Robotaxi needs scale. 85 square miles doesn't cut it for a usable service. You need 10k+ cars to cover the Phoenix metro area well enough and with short enough wait times to attract typical customers. That's a $1 billion commitment including back office operations and startup losses. You have to attract and manage tens of thousands of customers instead of just a few. It's a much harder technical problem, with an order of magnitude more variables, for a much riskier business model.

You may be correct, and a few companies have made that bet. I've advised a few of them, including Otto (which turned out to be just a path into being bought by Uber, but I didn't know that.)

The counter is that automating trucking is too economic. You take a higher risk (because the vehicles are big and fast and heavy) and the benefit is strictly making shipping cheaper for the benefit of shippers. Later, there is a good lifesaving benefit since trucks kill 4,000 per year.

But it is some distance from "change how we live" stuff the way taxis are.

It is true as you say that to make taxi work you need a fleet, while a single truck is interesting.

Good points. It's possible truck deployment may speed acceptance in cars, though, and help "change how we live".

There's also the possibility people don't want to "change how they live" by abandoning car ownership, and robotaxis end up mostly pulling people away from mass transit. We won't really know until we try, of course.

And we'll do the trucks too. The thing that always scared me from trucks is the fact that we know there will be accidents. And by the good companies, not just the Uber kind. I want those to be in small cars, not 18 wheel semi-trucks, if they have to be.

And the Teamsters. Employment issues are much stronger on trucks than on taxis. People take truck driving as a career. The don't take taxi driving as a career very often.

No doubt Tesla vehicles will get serious hardware upgrades (especially with regard to processing power) as the costs of serious hardware comes down. But the cost of their cars is already too high for the average consumer, so I don't foresee them making serious hardware upgrades that would require them to significantly increase their prices.

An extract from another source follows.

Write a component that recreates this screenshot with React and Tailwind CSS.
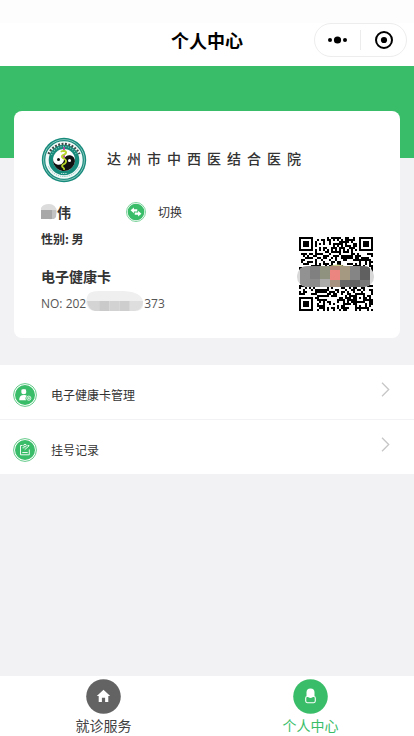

Tesla is making a big bet that there's going to be a big market for people who don't want to give up personal ownership of their primary means of transportation. I think they're right about that. Definitely in the short term. And probably in the long term as well.

Actually, even though they don't sell the $35,000 Tesla yet, even the $44,000 one is not "too high for the average consumer when you factor in"

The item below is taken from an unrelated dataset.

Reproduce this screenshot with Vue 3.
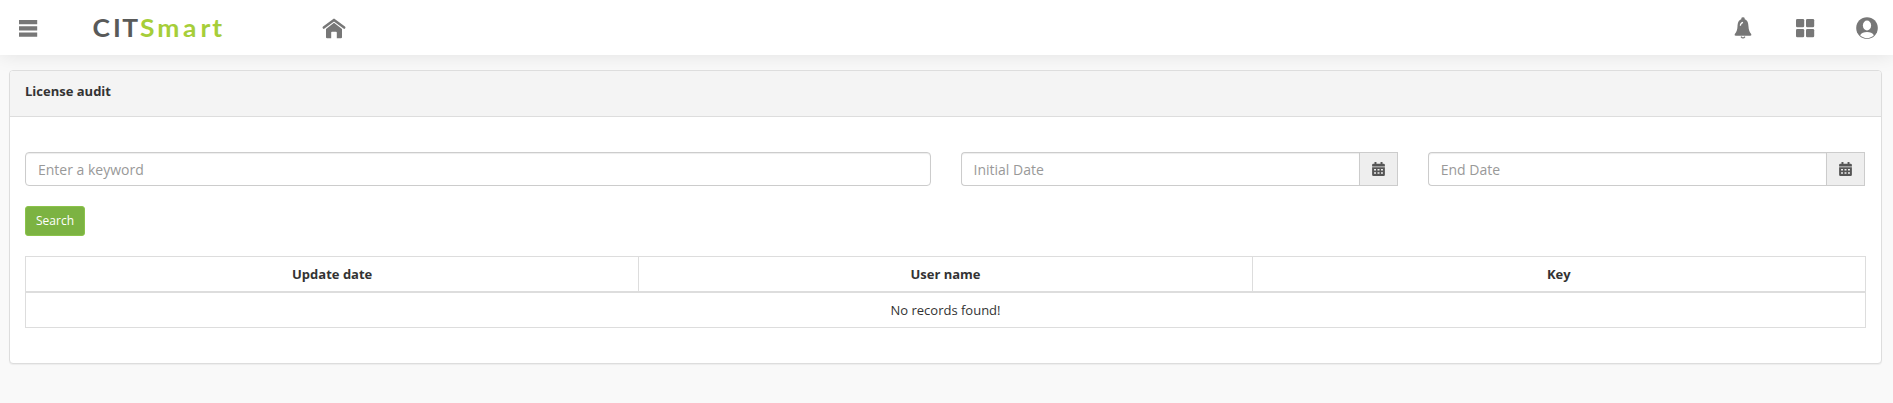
<script setup>
const columns = ['Update date', 'User name', 'Key']
const dates = ['Initial Date', 'End Date']
</script>

<template>
  <div class="page">
    <header class="topbar">
      <svg class="menu" width="20" height="18" viewBox="0 0 20 18"><path d="M1 0h18.200v4.300H1zM1 6.200h18.200v4.300H1zM1 12.400h18.200v4.300H1z" /></svg>
      <svg class="logo" width="134" height="24" viewBox="0 0 134 24">
        <g transform="scale(1.1 1)">
          <text y="18.800" class="dark" x="0.500 19 27.600">CIT</text>
          <text y="18.800" class="green" x="43.600 59.400 82.800 98.600 109.400">Smart</text>
        </g>
      </svg>
      <svg class="home" width="24" height="21" viewBox="0 0 24 21">
        <path d="M1.800 9.600 12 1.900 22.200 9.600" fill="none" stroke="#777" stroke-width="2.500" stroke-linecap="round" stroke-linejoin="round" />
        <path d="M12 4.800 20 11v8.200q0 1.100-1.100 1.100H14.800v-5.800q0-.8-.8-.8h-4q-.8 0-.8.8v5.800H5.100Q4 20.300 4 19.200V11z" />
      </svg>
      <nav class="tools">
        <svg class="bell" width="18" height="22" viewBox="0 0 18 22">
          <path d="M7.300 2.300V1.500Q7.300.3 9 .3t1.700 1.200v.8C14 3.300 14.300 7 14.500 9.500c.2 3.200.8 5.200 2.500 7.200.7 1 .4 2-.8 2H1.800c-1.200 0-1.500-1-.8-2 1.700-2 2.300-4 2.500-7.200C3.700 7 4 3.300 7.300 2.300z" />
          <path d="M6.400 8.800C6.400 7 7.200 5.800 9 5.300" fill="none" stroke="#fff" stroke-width="1.200" />
          <path d="M7 19.700q2 2.600 4 0" fill="none" stroke="#777" stroke-width="1.200" />
        </svg>
        <svg class="grid" width="20" height="20" viewBox="0 0 20 20"><rect x="1" y="1" width="8.200" height="8.200" rx="1.300" /><rect x="11" y="1" width="8.200" height="8.200" rx="1.300" /><rect x="1" y="11" width="8.200" height="8.200" rx="1.300" /><rect x="11" y="11" width="8.200" height="8.200" rx="1.300" /></svg>
        <svg class="user" width="22" height="22" viewBox="0 0 22 22">
          <circle cx="11" cy="11" r="10.800" />
          <ellipse cx="11" cy="8.500" rx="4.100" ry="4.900" fill="#fff" />
          <path d="M4.100 18.200C5.300 16 8 15.100 11 15.100s5.700.9 6.900 3.100C16 20.100 13.600 21 11 21s-5-.9-6.900-2.800z" fill="#fff" />
        </svg>
      </nav>
    </header>
    <main class="panel">
      <div class="heading">License audit</div>
      <div class="body">
        <div class="filters">
          <input class="control" placeholder="Enter a keyword" />
          <div v-for="label in dates" :key="label" class="group">
            <input class="control" :placeholder="label" />
            <button class="addon" :aria-label="label">
              <svg width="13" height="14" viewBox="0 0 12 14" preserveAspectRatio="none">
                <path fill-rule="evenodd" d="M2.300 0h1.800v1.700h3.800V0h1.800v1.700h1q1.200 0 1.200 1.200v1.600H.1V2.900q0-1.200 1.200-1.200h1zM.1 5.300h11.800v7.400q0 1.200-1.200 1.200H1.300Q.1 13.900.1 12.700zM1.900 7v1.500h1.800V7zM5.100 7v1.500h1.800V7zM8.300 7v1.500h1.800V7zM1.900 10.200v1.500h1.800v-1.500zM5.100 10.200v1.500h1.800v-1.500zM8.300 10.200v1.500h1.800v-1.500z" />
              </svg>
            </button>
          </div>
        </div>
        <button class="search">Search</button>
        <table>
          <thead><tr><th v-for="c in columns" :key="c">{{ c }}</th></tr></thead>
          <tbody><tr><td colspan="3">No records found!</td></tr></tbody>
        </table>
      </div>
    </main>
  </div>
</template>

<style>
body { background: #f9f9f9; }
</style>
<style scoped>
* { box-sizing: border-box; }
.page { height: 403px; overflow: hidden; background: #f9f9f9; font: 13px/18.57px "Open Sans", sans-serif; color: #333; }
svg { display: block; fill: #777; flex: none; }
.topbar { height: 55px; display: flex; align-items: flex-start; background: #fff; box-shadow: 0 0 20px rgba(0, 0, 0, .1); padding: 0 15px 0 18px; }
.menu { margin-top: 20px; }
.logo { margin: 18px 0 0 54px; font: 700 24px Lato, sans-serif; overflow: visible; }
.dark { fill: #595a59; }
.green { fill: #a6ce39; }
.home { margin: 18px 0 0 96px; }
.tools { margin: 17px 0 0 auto; display: flex; align-items: flex-start; }
.grid { margin: 1px 0 0 43px; }
.user { margin-left: 41px; }
.panel { margin: 15px 11px 0 9px; height: 294px; background: #fff; border: 1px solid #ddd; border-radius: 4px; box-shadow: 0 1px 1px rgba(0, 0, 0, .05); }
.heading { height: 46px; padding: 11px 15px; background: #f4f4f4; border-bottom: 1px solid #ddd; border-radius: 3px 3px 0 0; font-weight: 700; }
.body { padding: 35px 15px 0; }
.filters { display: grid; grid-template-columns: 905.500px 437.250px 437.250px; gap: 30px; }
.control { width: 100%; min-width: 0; height: 34px; border: 1px solid #ccc; border-radius: 4px; padding: 6px 12px; background: #fff; font: 14px/20px "Open Sans", sans-serif; box-shadow: inset 0 1px 1px rgba(0, 0, 0, .075); }
.control::placeholder { color: #999; opacity: 1; }
.group { display: flex; }
.group .control { flex: 1; border-radius: 4px 0 0 4px; border-right: 0; }
.addon { width: 39px; height: 34px; padding: 0 0 1px; border: 1px solid #ccc; background: #eee; display: flex; align-items: center; justify-content: center; }
.addon svg { fill: #555; }
.search { display: block; width: 60px; height: 30px; margin: 20px 0; padding: 0; border: 1px solid #8bc34a; border-radius: 3px; background: #7cb342; color: #fff; font: 12px/18px "Open Sans", sans-serif; }
table { width: 1841px; border-collapse: collapse; table-layout: fixed; border: 1px solid #ddd; }
th, td { height: 35px; padding: 8px; border: 1px solid #ddd; text-align: center; line-height: 18px; }
th { border-bottom-width: 2px; }
</style>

  • $10,000 in rebates for the average consumer
  • $400 per year or more in energy savings for each year you own it. My electricity bill went down.
  • $600 per year in toll savings if you commute over a toll bridge or paid carpool lane here in the Bay Area
  • Predicted significantly lower maintenance (but more expensive parts in repair at least for now.)

So while not a cheap car, if you imagine 5 years of operation, it's not really that different from many mid-range cars. That's with no $5K autopilot.

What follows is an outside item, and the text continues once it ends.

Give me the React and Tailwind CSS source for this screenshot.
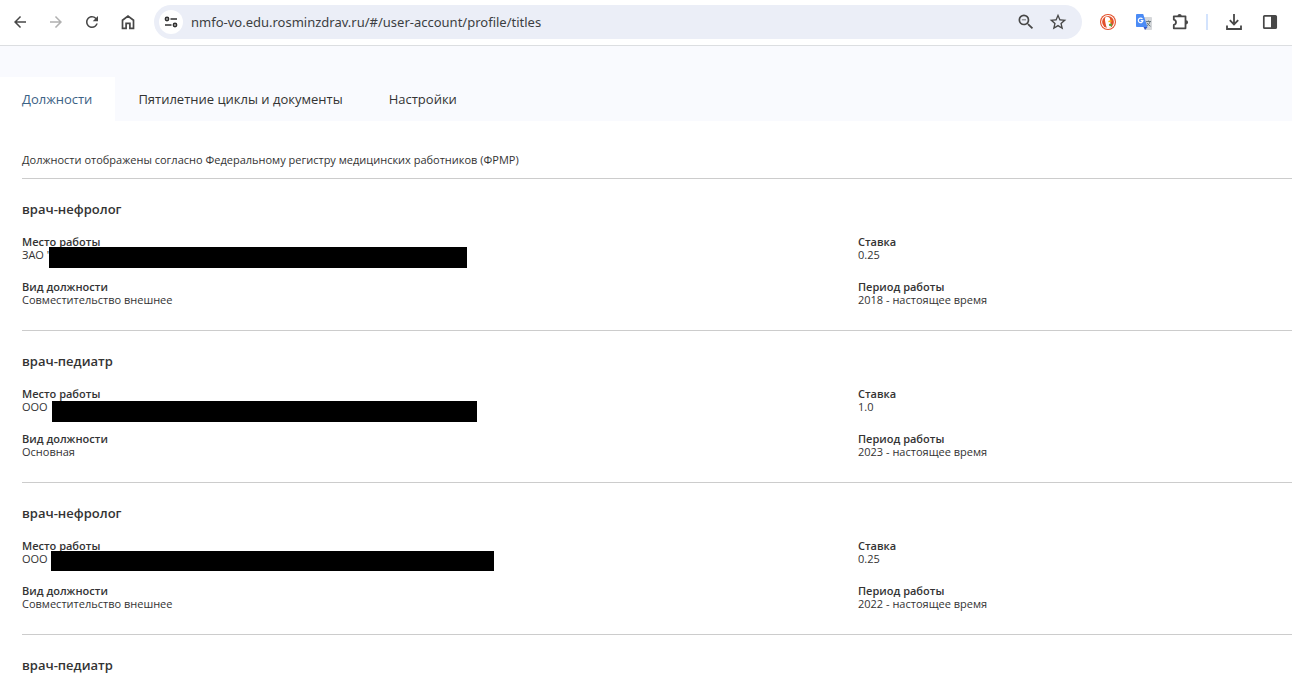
import React from 'react';
import { MdArrowBack, MdArrowForward, MdRefresh, MdStarOutline, MdZoomOut } from 'react-icons/md';

const tabs = [
  { title: 'Должности', active: true },
  { title: 'Пятилетние циклы и документы', active: false },
  { title: 'Настройки', active: false },
];

const positions = [
  {
    title: 'врач-нефролог',
    place: 'ЗАО "',
    bar: 'left-[27px] -top-px w-[418px] h-[21px]',
    kind: 'Совместительство внешнее',
    rate: '0.25',
    period: '2018 - настоящее время',
  },
  {
    title: 'врач-педиатр',
    place: 'ООО',
    bar: 'left-[30px] top-px w-[425px] h-[21px]',
    kind: 'Основная',
    rate: '1.0',
    period: '2023 - настоящее время',
  },
  {
    title: 'врач-нефролог',
    place: 'ООО',
    bar: 'left-[29px] -top-px w-[443px] h-[20px]',
    kind: 'Совместительство внешнее',
    rate: '0.25',
    period: '2022 - настоящее время',
  },
  { title: 'врач-педиатр' },
];

function IconButton({ label, className = 'text-[#474747]', children }) {
  return (
    <button type="button" aria-label={label} className={`flex size-5 shrink-0 items-center justify-center ${className}`}>
      {children}
    </button>
  );
}

function HomeIcon() {
  return (
    <svg viewBox="0 0 16 16" className="size-4" fill="none" stroke="currentColor" strokeWidth="1.7">
      <path d="M2.5 6.2 8 2l5.5 4.2v8.2H9.9V9.3H6.1v5.1H2.5z" />
    </svg>
  );
}

function TuneIcon() {
  return (
    <svg viewBox="0 0 14 12" className="h-3 w-3.5" fill="none" stroke="#303030" strokeWidth="1.6">
      <circle cx="3" cy="3" r="1.6" />
      <path d="M6.5 3H13M1 9h6.5" />
      <circle cx="11" cy="9" r="1.6" />
    </svg>
  );
}

function DuckIcon() {
  return (
    <svg viewBox="0 0 16 16" className="size-4">
      <circle cx="8" cy="8" r="8" fill="#e2512b" />
      <circle cx="8" cy="8" r="6.9" fill="#fff" />
      <circle cx="8" cy="8" r="5.9" fill="#e2512b" />
      <path d="M5.500 3.300C7.400 2.200 10 3.200 10.200 5.600l.2 3.200.6 4.400c-1.200.7-2.800.9-4.200.5C6 11.500 5.300 8.500 5 6.300c-.1-1.200 0-2.300.5-3z" fill="#fff" />
      <path d="M8.400 6.900c1.200-.5 2.500-.4 3.500-.1-.6 1.200-2 1.500-3.500 1.400z" fill="#fdc20a" />
      <path d="M8.900 10.100l3-.7v3l-2.800-.7z" fill="#55a83c" />
    </svg>
  );
}

function TranslateIcon() {
  return (
    <svg viewBox="0 0 16 16" className="size-4">
      <path d="M7 3h8.200c.4 0 .8.400.8.800v11.400c0 .4-.4.800-.8.800H9z" fill="#d5d7da" />
      <path d="M10 7.500h5M12.500 6.500v1M14 7.500c-.4 2-1.800 3.700-3.500 4.700M11 8.800c.8 1.500 2 2.700 3.600 3.500" fill="none" stroke="#5f7177" strokeWidth="0.900" />
      <path d="M7.500 13h4L9 16z" fill="#3456c4" />
      <path d="M.8 0h6.400L11.500 13H.8a.8.800 0 0 1-.8-.8V.8C0 .4.400 0 .8 0z" fill="#4b8bf5" />
      <path d="M6.500 5a2.300 2.300 0 1 0 .4 1.700H4.700" fill="none" stroke="#fff" strokeWidth="1.200" />
    </svg>
  );
}

function PuzzleIcon() {
  return (
    <svg viewBox="0 0 18 18" className="size-[18px] shrink-0">
      <path d="M2.800 3.300h11.700v12H2.800v-3.400c1.500-.3 2.200-1.200 2.200-2.600S4.300 7 2.800 6.700z" fill="none" stroke="#474747" strokeWidth="1.800" strokeLinejoin="round" />
      <path d="M6.500 3a2.100 2.100 0 0 1 4.200 0zM15 7.200a2.100 2.100 0 0 1 0 4.200z" fill="#474747" />
    </svg>
  );
}

function DownloadIcon() {
  return (
    <svg viewBox="0 0 16 16" className="size-4" fill="none" stroke="currentColor" strokeWidth="1.800">
      <path d="M8 0v10M3.800 6.200 8 10.400l4.200-4.200M1 11.500V15h14v-3.500" />
    </svg>
  );
}

function SidePanelIcon() {
  return (
    <svg viewBox="0 0 16 16" className="size-4">
      <rect x="1.800" y="1.800" width="12.400" height="12.400" rx="0.800" fill="none" stroke="#474747" strokeWidth="1.700" />
      <path d="M9 2h5v12H9z" fill="#474747" />
    </svg>
  );
}

function Toolbar() {
  return (
    <header className="flex items-center border-b border-[#dcdee1] bg-white pt-[5px] pr-3 pb-[6px] pl-[10px]">
      <nav className="flex gap-4">
        <IconButton label="Назад"><MdArrowBack size={18} /></IconButton>
        <IconButton label="Вперёд" className="text-[#b0b0b0]"><MdArrowForward size={18} /></IconButton>
        <IconButton label="Обновить"><MdRefresh size={18} /></IconButton>
        <IconButton label="Главная"><HomeIcon /></IconButton>
      </nav>
      <div className="ml-4 flex h-[34px] flex-1 items-center rounded-full bg-[#ebeef7] pr-[14px] pl-[5px]">
        <span className="flex size-6 shrink-0 items-center justify-center rounded-full bg-white">
          <TuneIcon />
        </span>
        <input
          type="text"
          aria-label="Адресная строка"
          defaultValue="nmfo-vo.edu.rosminzdrav.ru/#/user-account/profile/titles"
          className="ml-2 min-w-0 flex-1 bg-transparent font-['Noto_Sans',sans-serif] text-[13px] leading-5 text-[#3c3e42] outline-none"
        />
        <div className="flex gap-3">
          <IconButton label="Масштаб"><MdZoomOut size={20} /></IconButton>
          <IconButton label="В закладки"><MdStarOutline size={20} /></IconButton>
        </div>
      </div>
      <div className="ml-4 flex items-center gap-4">
        <IconButton label="DuckDuckGo"><DuckIcon /></IconButton>
        <IconButton label="Переводчик"><TranslateIcon /></IconButton>
        <IconButton label="Расширения"><PuzzleIcon /></IconButton>
        <span className="h-4 w-[2px] bg-[#d3e3fd]" />
        <IconButton label="Загрузки"><DownloadIcon /></IconButton>
        <IconButton label="Боковая панель"><SidePanelIcon /></IconButton>
      </div>
    </header>
  );
}

function Field({ label, value, bar }) {
  return (
    <div>
      <dt className="font-semibold">{label}</dt>
      <dd className="relative">
        {value}
        {bar && <span className={`absolute bg-black ${bar}`} />}
      </dd>
    </div>
  );
}

export default function App() {
  return (
    <div className="min-h-screen bg-white font-['Open_Sans','Noto_Sans',sans-serif] text-[#333]">
      <Toolbar />

      {/* Tabs */}
      <nav className="flex bg-[#f9fafe] pt-[31px]">
        {tabs.map((tab) => (
          <a
            key={tab.title}
            href="#"
            className={`px-[23px] py-3 text-[13px] leading-5 first:pl-[22px] ${tab.active ? 'bg-white text-[#3b6285]' : 'text-[#333]'}`}
          >
            {tab.title}
          </a>
        ))}
      </nav>

      {/* Positions */}
      <main className="pl-[22px]">
        <p className="pt-[31px] pb-[10px] text-[11px] leading-4">
          Должности отображены согласно Федеральному регистру медицинских работников (ФРМР)
        </p>
        {positions.map((item, idx) => (
          <section key={idx} className="border-t border-[#ccc] pt-5">
            <h2 className="text-[13px] leading-5 font-semibold">{item.title}</h2>
            {item.place && (
              <dl className="mt-4 grid grid-cols-[2fr_1fr] gap-y-[19px] pr-4 pb-6 text-[11px] leading-[13px]">
                <Field label="Место работы" value={item.place} bar={item.bar} />
                <Field label="Ставка" value={item.rate} />
                <Field label="Вид должности" value={item.kind} />
                <Field label="Период работы" value={item.period} />
              </dl>
            )}
          </section>
        ))}
      </main>
    </div>
  );
}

Your analysis of the cost seems to be fairly specific to California. I assume the rebates you're talking about are tax rebates. As far as I'm aware I'm only eligible for the federal tax rebate, which has gone down now and I wouldn't have been able to use all of it anyway as it is a *non-refundable* credit. I'm not sure how your electricity bill went down, but presumably that's due to a special program available in your state. And as you point out, the toll savings is specific to your state and in fact only to certain people in your state.

Maintenance will likely be lower compared to an ICE car, but the cost of replacing the battery will be very high.

And yeah, that doesn't include the cost of autopilot, let alone full self driving. Adding an additional $10,000 in sensors would not be viable for a mass market self-driving car, especially not an all-electric one, and especially once the government subsidies run out. So Musk is, I think, going to solve the AI problem of doing it without expensive sensors (which clearly is solvable, the only question is when) or die trying.

But don't take my word on it. Elon Musk said *today*, "While we have made great progress, our products are still too expensive for most people." https://www.tesla.com/blog/tesla-company-update

Your post's title captures the essence of my impression that the autonomous automobile business is like bicycle racing. People not involved in the sport incorrectly think that guys pedal as hard as they can and the one who can get to the finish line as quickly as possible is the winner. That is completely false in bike racing and AV development. In reality the competitors sit up and look at each other. And look at each other. Until one of them tries to break away. The others chase them down but once the catch is made, they all sit up and resume looking at each other. The sprinters want to keep this laziness up until the last 200m when they spring into action. This is what the major automakers are doing now. They do not want to lose this race, but they do not want to hustle to its conclusion.

While obviously people look at the competition, I am not sure it works as you say. I think Waymo is keeping to its own pace, not worried about what the others are doing. There are things they would have done if they were thinking that way, like start an Uber competitor with human drivers.

What is really happening is that Waymo is 10 miles ahead of the peloton. Everybody else knows they will not catch them by doing the same as them, so they look for strategies that might, if they bet right, pass them. Except there isn't really a peloton. Everybody is scattered on the road. Cruise and Zoox feel they are in 2nd place, but Zoox picked its different strategy before day one. Cruise also picked their different strategy (be part of GM and try to do complex cities early) a long time ago too.